De plus, dans Hortus cliffortianus (1738, p. 76), il fait l’éloge de Plumier à propos du Plumeria :

Dictum fuit hoc genus in honorem egregii istius Botanici, vereque Tournefortii Americani, Caroli Plumieri, qui triplici itinere plantarum captus amore, novasque visendi desiderio, sexies infido mari longissimo itinere sese ausus fuerit committere, quique fere solus fuit, qui aliquid in arte præstitit inter tot americanarum plantarum descriptores. Utinam prodirent plures Plumerii americani.

[Ce genre a été ainsi appelé en l’honneur de ce botaniste, vrai Tournefort américain, Charles Plumier, qui, prix d’amour des plantes lors de trois voyages, en examinant de nouvelles par désir, a entrepris par six fois un long voyage sur une mer peu sûre, bien qu’il fût presque seul, et qui a excellé dans l’art pour tant de descriptions de plantes américaines. Pourvu que se révèlent plusieurs Plumier américains.] trad. MC.
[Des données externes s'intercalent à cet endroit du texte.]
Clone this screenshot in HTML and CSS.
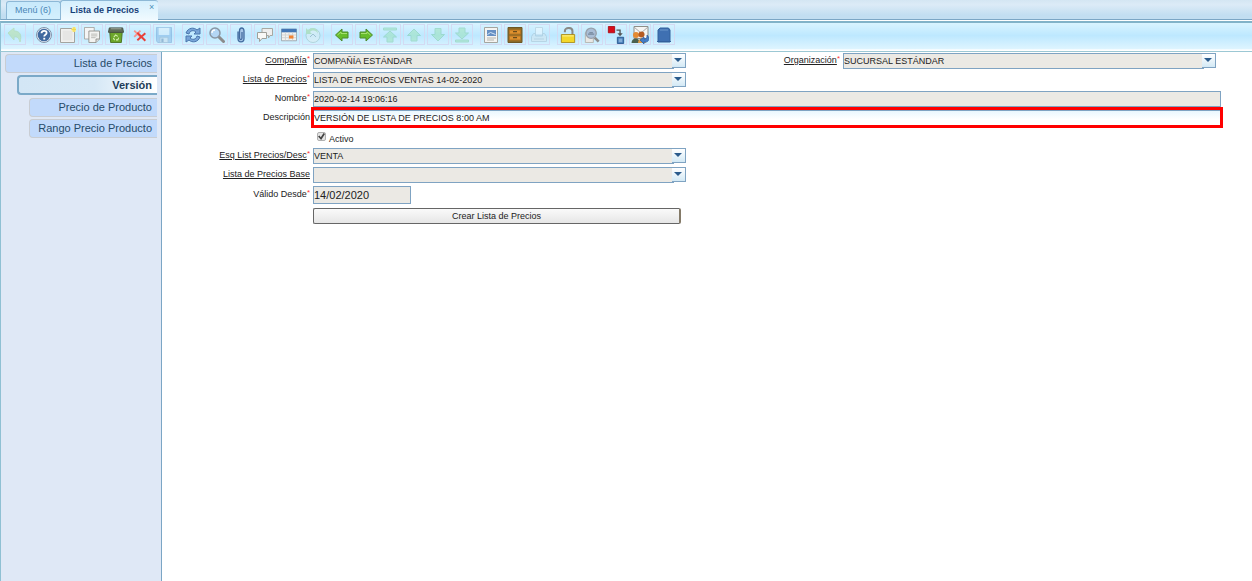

On voit donc que le rôle de Plumier était tout à fait reconnu par Tournefort et Linné. Mais sa postérité botanique est bien mince par rapport à sa réputation de son vivant. Comme l’écrit Fournier, « il est venu cinquante ans trop tôt ». Les nombreux noms qu’il a créés sont attribués à Linné, point de départ de la nomenclature botanique. Et les botanistes ont pris la fâcheuse habitude de délaisser les auteurs pré-linnéens, plongeant Plumier dans l’oubli.

On ne peut citer les publications de Plumier sans parler de Tournefort. Celui-ci a puisé dans les publications et les dessins de Plumier pour ses Institutiones rei herbariae de 1700, où il décrit les genres. Juste après, Plumier publie Nova plantarum americanarum genera (1703), où il ajoute de nombreux genres à ceux de Tournefort (mais pas le Begonia, puisqu’il avait déjà été décrit par Tournefort). Il ajoute en annexe un Catalogus plantarum americanarum, où il décrit des espèces dans des genres déjà publiés par Tournefort, dont six Begonia.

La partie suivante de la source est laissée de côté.